# Wipers thru ice



## Bass knuckles (Sep 23, 2014)

Anyone target them ice fishing? I know they gotta eat too so I’m thinking I wanna try least once this year for um. Depths? Baits?


----------



## kit carson (Jan 24, 2016)

Good question knuckles, really interested myself. Think they would be a blast trying to wrestle one through a 8in hoke. Bet they would test your gear.

Sent from my SM-G981U using Tapatalk


----------



## Muddy (May 7, 2017)

I stock them in our ponds and fish for them through the ice. I use bass minnows and night crawlers. I catch a few here and there through the ice, but not as many as I would expect. During soft water season they are like a pack of prowling wolves swimming around causing havoc. They don’t seem to be nearly as aggressive through the ice. I did have to upsize my line to land them through the ice. They break 6 and 8 pound line pretty easy under the ice.


----------



## HeaVyMeTaLFiSHinGFiEnD (Oct 2, 2010)

I read up last year that they sort of go through a minor hibernation stage in the winter. Not saying they cant be caught, but its gonna be tough.


----------



## Rooster (Apr 8, 2004)

I get some small wipers, but I've never specifically targeted them. I usually get them while targeting gills & crappie. Got this one a few years back on a gillgetter tipped with a waxie.....good times with a noodle rod and 2lb test. 





  








cold wiper.jpg




__
Rooster


__
Dec 15, 2021


----------



## johnboy111711 (Apr 7, 2004)

Bass knuckles said:


> Anyone target them ice fishing? I know they gotta eat too so I’m thinking I wanna try least once this year for um. Depths? Baits?

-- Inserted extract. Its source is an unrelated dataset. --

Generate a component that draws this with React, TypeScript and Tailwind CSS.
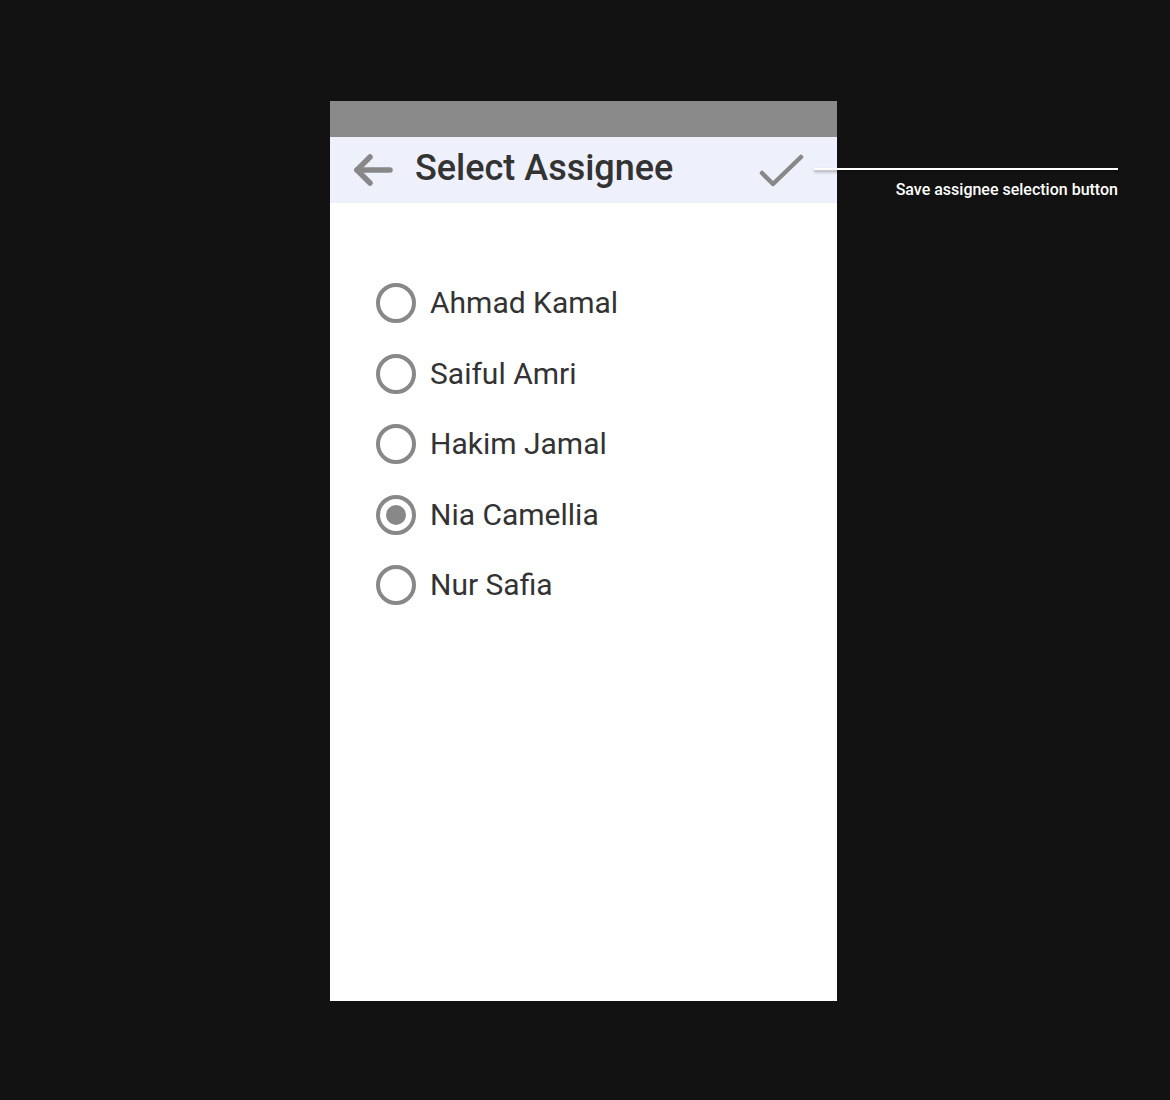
import React, { useState } from 'react';

const people = ['Ahmad Kamal', 'Saiful Amri', 'Hakim Jamal', 'Nia Camellia', 'Nur Safia'];

const Radio: React.FC<{ checked: boolean }> = ({ checked }) => (
	<div className="w-[40px] h-[40px] rounded-full border-[4px] border-[#888888] flex items-center justify-center shrink-0">
		{checked && <div className="w-[20px] h-[20px] rounded-full bg-[#888888]" />}
	</div>
);

const App: React.FC = () => {
	const [selected, setSelected] = useState('Nia Camellia');

	return (
		<div
			className="relative w-[1170px] h-[1100px] bg-[#121212] pt-[101px] pl-[330px]"
			style={{ fontFamily: 'Roboto, "Liberation Sans", sans-serif' }}>
			{/* Phone */}
			<div className="w-[507px] h-[900px] bg-white flex flex-col">
				{/* Status bar */}
				<div className="h-[36px] bg-[#8a8a8a]" />

				{/* Header */}
				<div className="h-[66px] bg-[#eef0fb] flex items-center pl-[22px] pr-[33px]">
					<button type="button" title="Back" className="w-[44px] h-[44px]">
						<svg width="44" height="44" viewBox="0 0 44 44" fill="none" stroke="#888888" strokeWidth="5.5" strokeLinecap="round" strokeLinejoin="round">
							<line x1="5" y1="22" x2="38" y2="22" />
							<polyline points="18,9 5,22 18,35" />
						</svg>
					</button>
					<h1 className="ml-[19px] flex-1 text-[36px] font-medium leading-none text-[#333333] pb-[4px]">
						Select Assignee
					</h1>
					<button type="button" title="Save" className="w-[48px] h-[48px]">
						<svg width="48" height="48" viewBox="0 0 48 48" fill="none" stroke="#888888" strokeWidth="4.5" strokeLinecap="round" strokeLinejoin="round">
							<polyline points="6,27 17,38 45,11" />
						</svg>
					</button>
				</div>

				{/* Assignee list */}
				<div className="pt-[65px] pl-[46px] flex flex-col">
					{people.map((name) => (
						<label
							key={name}
							className="h-[70.5px] flex items-center gap-[14px] cursor-pointer"
							onClick={() => setSelected(name)}>
							<Radio checked={selected === name} />
							<span className="text-[30px] text-[#333333] leading-none">{name}</span>
						</label>
					))}
				</div>
			</div>

			{/* Annotation */}
			<div className="absolute left-[814px] top-[168px] w-[304px] h-[2px] bg-white shadow-[0_2px_3px_rgba(0,0,0,0.35)]" />
			<div className="absolute right-[52px] top-[182px] text-[16px] font-medium text-white leading-none">
				Save assignee selection button
			</div>
		</div>
	);
};

export default App;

if you are looking for a better fight through the ice, you might want to try steelhead. They are much more active and I would assume fight just as hard. But I do like your thinking on the subject...


----------



## IceHoleDestroyer (Nov 19, 2019)

I can get him on the steelies thru ice. I know absolutely nothing on wipers.

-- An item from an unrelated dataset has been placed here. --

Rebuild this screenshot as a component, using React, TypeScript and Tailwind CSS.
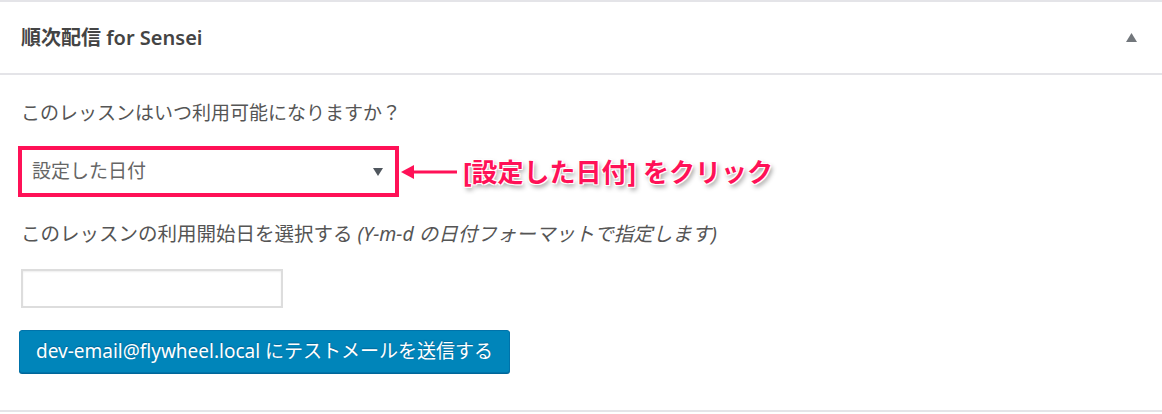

Sent from my iPhone using Tapatalk


----------



## Bass knuckles (Sep 23, 2014)

Is Erie the only spot for steel thru ice? I still wanna try for wipers once since there’s few diff smaller body’s of water, Erie can be hit or miss w the ice


----------



## Bass knuckles (Sep 23, 2014)

Rooster said:


> I get some small wipers, but I've never specifically targeted them. I usually get them while targeting gills & crappie. Got this one a few years back on a gillgetter tipped with a waxie.....good times with a noodle rod and 2lb test.
> 
> 
> 
> ...


Bet that was fun! Mind asking what lake?


----------



## kit carson (Jan 24, 2016)

If I remember right jjanda for one ice fishing, I think it was from berlin

Sent from my SM-G981U using Tapatalk


----------



## IceHoleDestroyer (Nov 19, 2019)

Bass knuckles said:


> Is Erie the only spot for steel thru ice? I still wanna try for wipers once since there’s few diff smaller body’s of water, Erie can be hit or miss w the ice


As far as I know yes. Harbors are fine


Sent from my iPhone using Tapatalk


----------



## jjanda (Nov 11, 2018)

I got this one last year at Berlin just before it iced up. I remember being on the phone with Kit dodging ice sheets in the boat. I believe that one came out of 28 fow. That was the best one of many that day. Got it on a white Vib E on a steep break. I don't know how you could get a fish like that through a 10 in hole. But I'd love to try.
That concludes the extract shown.